Provided data:
....

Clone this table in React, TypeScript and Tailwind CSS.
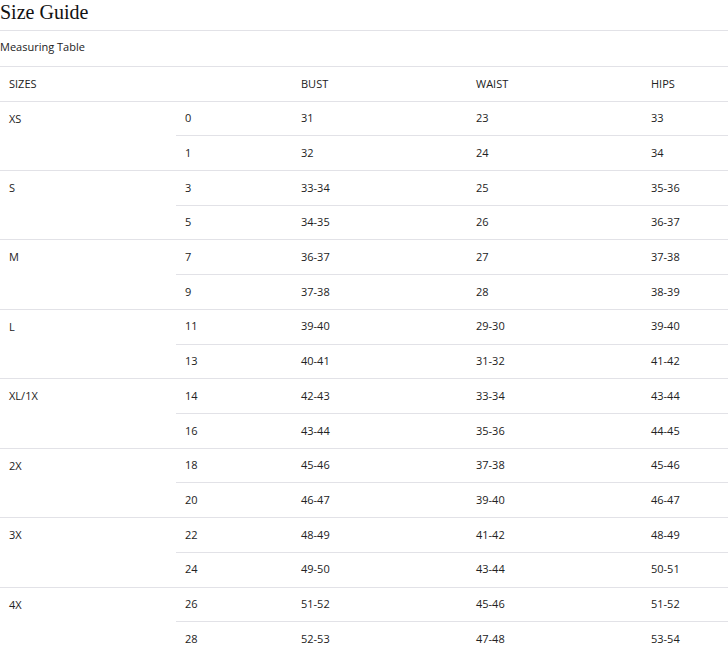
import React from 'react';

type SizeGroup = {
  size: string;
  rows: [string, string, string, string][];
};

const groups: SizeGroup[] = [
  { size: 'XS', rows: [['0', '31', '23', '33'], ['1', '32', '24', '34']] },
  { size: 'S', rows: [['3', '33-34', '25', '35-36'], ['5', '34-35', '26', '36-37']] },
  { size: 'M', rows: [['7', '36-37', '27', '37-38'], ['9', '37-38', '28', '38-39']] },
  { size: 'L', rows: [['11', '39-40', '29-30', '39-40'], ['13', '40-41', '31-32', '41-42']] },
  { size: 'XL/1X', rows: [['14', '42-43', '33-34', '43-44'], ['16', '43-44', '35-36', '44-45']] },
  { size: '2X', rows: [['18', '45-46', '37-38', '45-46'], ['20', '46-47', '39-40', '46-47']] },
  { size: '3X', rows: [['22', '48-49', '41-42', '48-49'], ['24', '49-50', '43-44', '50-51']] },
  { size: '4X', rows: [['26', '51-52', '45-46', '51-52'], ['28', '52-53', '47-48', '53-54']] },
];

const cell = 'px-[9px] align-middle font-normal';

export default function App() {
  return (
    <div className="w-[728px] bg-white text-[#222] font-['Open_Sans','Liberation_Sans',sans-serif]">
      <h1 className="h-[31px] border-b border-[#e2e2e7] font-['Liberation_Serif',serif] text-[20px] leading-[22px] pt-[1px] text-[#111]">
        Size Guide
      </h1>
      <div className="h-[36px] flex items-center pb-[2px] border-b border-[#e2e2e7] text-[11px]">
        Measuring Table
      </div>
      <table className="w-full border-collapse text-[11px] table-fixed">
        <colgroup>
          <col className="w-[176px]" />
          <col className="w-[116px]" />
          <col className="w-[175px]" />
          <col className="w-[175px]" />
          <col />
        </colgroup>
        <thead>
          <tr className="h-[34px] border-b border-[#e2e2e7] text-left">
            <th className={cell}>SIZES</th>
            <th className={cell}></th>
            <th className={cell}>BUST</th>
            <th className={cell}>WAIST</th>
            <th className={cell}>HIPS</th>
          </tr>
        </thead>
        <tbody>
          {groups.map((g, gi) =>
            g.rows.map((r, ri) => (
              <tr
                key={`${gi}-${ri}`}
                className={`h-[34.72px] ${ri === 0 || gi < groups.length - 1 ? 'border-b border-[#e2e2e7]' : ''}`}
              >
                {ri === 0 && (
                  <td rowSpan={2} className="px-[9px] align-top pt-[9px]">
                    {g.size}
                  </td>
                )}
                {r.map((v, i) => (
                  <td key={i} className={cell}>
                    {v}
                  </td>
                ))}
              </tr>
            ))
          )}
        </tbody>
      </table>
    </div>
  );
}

....

Goal:
Restate the data above word for word. Skip every picture.

Full output:
Clone this table in React, TypeScript and Tailwind CSS.
import React from 'react';

type SizeGroup = {
  size: string;
  rows: [string, string, string, string][];
};

const groups: SizeGroup[] = [
  { size: 'XS', rows: [['0', '31', '23', '33'], ['1', '32', '24', '34']] },
  { size: 'S', rows: [['3', '33-34', '25', '35-36'], ['5', '34-35', '26', '36-37']] },
  { size: 'M', rows: [['7', '36-37', '27', '37-38'], ['9', '37-38', '28', '38-39']] },
  { size: 'L', rows: [['11', '39-40', '29-30', '39-40'], ['13', '40-41', '31-32', '41-42']] },
  { size: 'XL/1X', rows: [['14', '42-43', '33-34', '43-44'], ['16', '43-44', '35-36', '44-45']] },
  { size: '2X', rows: [['18', '45-46', '37-38', '45-46'], ['20', '46-47', '39-40', '46-47']] },
  { size: '3X', rows: [['22', '48-49', '41-42', '48-49'], ['24', '49-50', '43-44', '50-51']] },
  { size: '4X', rows: [['26', '51-52', '45-46', '51-52'], ['28', '52-53', '47-48', '53-54']] },
];

const cell = 'px-[9px] align-middle font-normal';

export default function App() {
  return (
    <div className="w-[728px] bg-white text-[#222] font-['Open_Sans','Liberation_Sans',sans-serif]">
      <h1 className="h-[31px] border-b border-[#e2e2e7] font-['Liberation_Serif',serif] text-[20px] leading-[22px] pt-[1px] text-[#111]">
        Size Guide
      </h1>
      <div className="h-[36px] flex items-center pb-[2px] border-b border-[#e2e2e7] text-[11px]">
        Measuring Table
      </div>
      <table className="w-full border-collapse text-[11px] table-fixed">
        <colgroup>
          <col className="w-[176px]" />
          <col className="w-[116px]" />
          <col className="w-[175px]" />
          <col className="w-[175px]" />
          <col />
        </colgroup>
        <thead>
          <tr className="h-[34px] border-b border-[#e2e2e7] text-left">
            <th className={cell}>SIZES</th>
            <th className={cell}></th>
            <th className={cell}>BUST</th>
            <th className={cell}>WAIST</th>
            <th className={cell}>HIPS</th>
          </tr>
        </thead>
        <tbody>
          {groups.map((g, gi) =>
            g.rows.map((r, ri) => (
              <tr
                key={`${gi}-${ri}`}
                className={`h-[34.72px] ${ri === 0 || gi < groups.length - 1 ? 'border-b border-[#e2e2e7]' : ''}`}
              >
                {ri === 0 && (
                  <td rowSpan={2} className="px-[9px] align-top pt-[9px]">
                    {g.size}
                  </td>
                )}
                {r.map((v, i) => (
                  <td key={i} className={cell}>
                    {v}
                  </td>
                ))}
              </tr>
            ))
          )}
        </tbody>
      </table>
    </div>
  );
}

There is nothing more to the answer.